[69825] in North American Network Operators' Group
Re: TCP RST attack (the cause of all that MD5-o-rama)
daemon@ATHENA.MIT.EDU (Iljitsch van Beijnum)
Tue Apr 20 17:27:38 2004
In-Reply-To: <99C2AAA0-9302-11D8-B101-000A9578BB58@ianai.net>
Cc: nanog@merit.edu
From: Iljitsch van Beijnum <iljitsch@muada.com>
Date: Tue, 20 Apr 2004 23:16:37 +0200
To: "Patrick W.Gilmore" <patrick@ianai.net>
Errors-To: owner-nanog-outgoing@merit.edu
On 20-apr-04, at 21:40, Patrick W.Gilmore wrote:
> What is a typical receive window on a router? I have been told (have
> not confirmed) it was about 14 bits.
Cisco routers have a command that will show you this number. It's
generally just under 16k. Unfortunately, some looking glasses allow
anyone to execute this command...
> (Someone check my math. :)
I think your math computes.

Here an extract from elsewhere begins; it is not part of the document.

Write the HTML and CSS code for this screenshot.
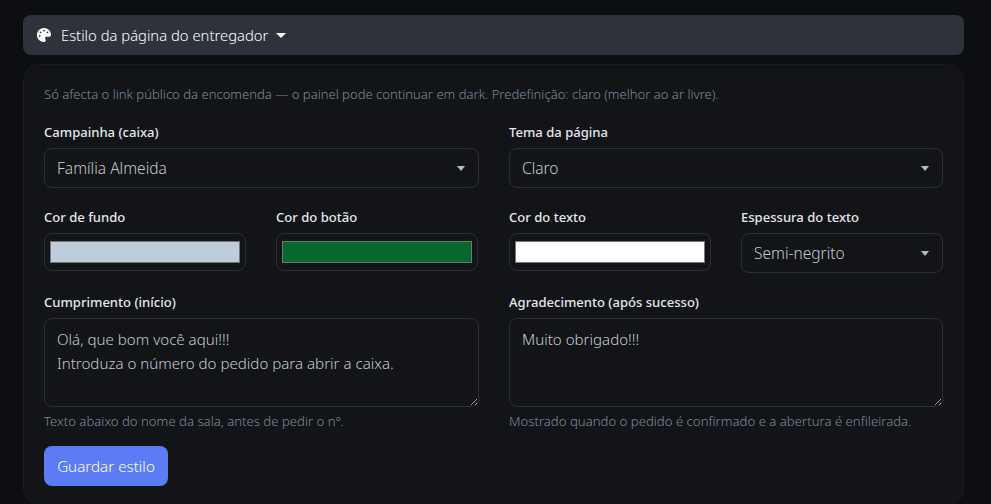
FILE: index.html
```html
<!DOCTYPE html>
<html lang="pt">
<head>
<meta charset="utf-8">
<title>Estilo da página do entregador</title>
<link rel="stylesheet" href="styles.css">
</head>
<body>
<main class="page">
  <button class="toggle" type="button">
    <svg class="palette" viewBox="0 0 512 512" aria-hidden="true"><path fill="#fff" fill-rule="evenodd" d="M512 256c0 .9 0 1.8 0 2.7-.4 36.5-33.6 61.3-70.1 61.3H344c-26.5 0-48 21.5-48 48 0 3.4.4 6.7 1 9.9 2.1 10.2 6.5 20 10.8 29.9 6.1 13.8 12.1 27.5 12.1 42 0 31.8-21.6 60.7-53.4 62-3.5.1-7 .2-10.6.2C114.6 512 0 397.4 0 256S114.6 0 256 0s256 114.6 256 256zM128 288a32 32 0 1 0-64 0 32 32 0 1 0 64 0zm0-96a32 32 0 1 0 0-64 32 32 0 1 0 0 64zM288 96a32 32 0 1 0-64 0 32 32 0 1 0 64 0zm96 96a32 32 0 1 0 0-64 32 32 0 1 0 0 64z"/></svg>
    <span>Estilo da página do entregador</span>
    <i class="caret"></i>
  </button>
  <section class="card">
    <p class="note">Só afecta o link público da encomenda — o painel pode continuar em dark. Predefinição: claro (melhor ao ar livre).</p>
    <form class="form">
      <div class="field">
        <label>Campainha (caixa)</label>
        <div class="select"><span>Família Almeida</span><i class="arrow"></i></div>
      </div>
      <div class="field">
        <label>Tema da página</label>
        <div class="select"><span>Claro</span><i class="arrow"></i></div>
      </div>
      <div class="pair">
        <div class="field">
          <label>Cor de fundo</label>
          <div class="color"><div class="swatch swatch-bg"></div></div>
        </div>
        <div class="field">
          <label>Cor do botão</label>
          <div class="color"><div class="swatch swatch-btn"></div></div>
        </div>
      </div>
      <div class="pair">
        <div class="field">
          <label>Cor do texto</label>
          <div class="color"><div class="swatch swatch-text"></div></div>
        </div>
        <div class="field">
          <label>Espessura do texto</label>
          <div class="select"><span>Semi-negrito</span><i class="arrow"></i></div>
        </div>
      </div>
      <div class="field">
        <label>Cumprimento (início)</label>
        <textarea class="area" rows="3">Olá, que bom você aqui!!!
Introduza o número do pedido para abrir a caixa.</textarea>
        <small class="help">Texto abaixo do nome da sala, antes de pedir o nº.</small>
      </div>
      <div class="field">
        <label>Agradecimento (após sucesso)</label>
        <textarea class="area" rows="3">Muito obrigado!!!</textarea>
        <small class="help">Mostrado quando o pedido é confirmado e a abertura é enfileirada.</small>
      </div>
    </form>
    <button class="save" type="button">Guardar estilo</button>
  </section>
</main>
</body>
</html>
```
FILE: styles.css
```css
* { box-sizing: border-box; }
html, body { margin: 0; height: 100%; overflow: hidden; }
body {
  background: #0c0e11;
  color: #dee2e6;
  font-family: "Noto Sans", "Open Sans", sans-serif;
  font-size: 15px;
}
.page { padding: 15px 27px 0 23px; display: flex; flex-direction: column; gap: 9px; }
.toggle {
  height: 40px;
  display: flex;
  align-items: center;
  padding: 0 14px;
  border: 0;
  border-radius: 8px;
  background: #2d323b;
  color: #fff;
  font: inherit;
  font-size: 14.8px;
  font-weight: 300;
  text-align: left;
}
.palette { width: 14px; height: 14px; margin-right: 10px; }
.caret {
  margin-left: 8px;
  border-top: 5px solid #fff;
  border-left: 5px solid transparent;
  border-right: 5px solid transparent;
}
.card {
  background: #121417;
  border: 1px solid #171a1e;
  border-radius: 16px;
  padding: 20px;
  height: 441px;
}
.note { margin: 0 0 21px; font-size: 13.07px; font-weight: 300; line-height: 18px; color: #7d8b9e; }
.form { display: grid; grid-template-columns: 435px 434px; column-gap: 30px; row-gap: 21px; }
.pair { display: grid; grid-template-columns: 202px 202px; column-gap: 30px; }
.field { display: flex; flex-direction: column; min-width: 0; }
label {
  font-size: 13.07px;
  font-weight: 500;
  line-height: 16px;
  color: #e4e7ea;
  margin-bottom: 8px;
}
.select {
  height: 40px;
  display: flex;
  align-items: center;
  justify-content: space-between;
  padding: 0 13px 0 12px;
  border: 1px solid #2b2e35;
  border-radius: 8px;
  color: #c4cad0;
  font-size: 15.5px;
  font-weight: 300;
}
.arrow {
  border-top: 5px solid #b4bbc2;
  border-left: 4px solid transparent;
  border-right: 4px solid transparent;
}
.color {
  height: 38px;
  padding: 7px 5px;
  border: 1px solid #2b2e35;
  border-radius: 8px;
}
.swatch { height: 22px; border: 1px solid #767676; }
.swatch-bg { background: #bdcddb; }
.swatch-btn { background: #05682d; }
.swatch-text { background: #fff; }
.area {
  display: block;
  width: 100%;
  height: 89px;
  padding: 8px 12px;
  background: transparent;
  border: 1px solid #2b2e35;
  border-radius: 8px;
  color: #c4cad0;
  font: inherit;
  font-size: 15.1px;
  font-weight: 300;
  line-height: 24px;
  resize: vertical;
  outline: none;
}
.help { margin-top: 6px; font-size: 13.17px; font-weight: 300; line-height: 16px; color: #7d8b9e; }
.save {
  display: block;
  margin-top: 17px;
  width: 124px;
  height: 40px;
  border: 0;
  border-radius: 8px;
  background: #5c7cf5;
  color: #fff;
  font: inherit;
  font-size: 15.2px;
  font-weight: 300;
}
```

I was worried for a moment that TCP might
be tricked into emitting a packet when you hit the right port combo but
the wrong sequence number. It does, and even helps out by sending back
the right sequence number. But of course this packet goes to the real
correspondent so this shouldn't help the attacker.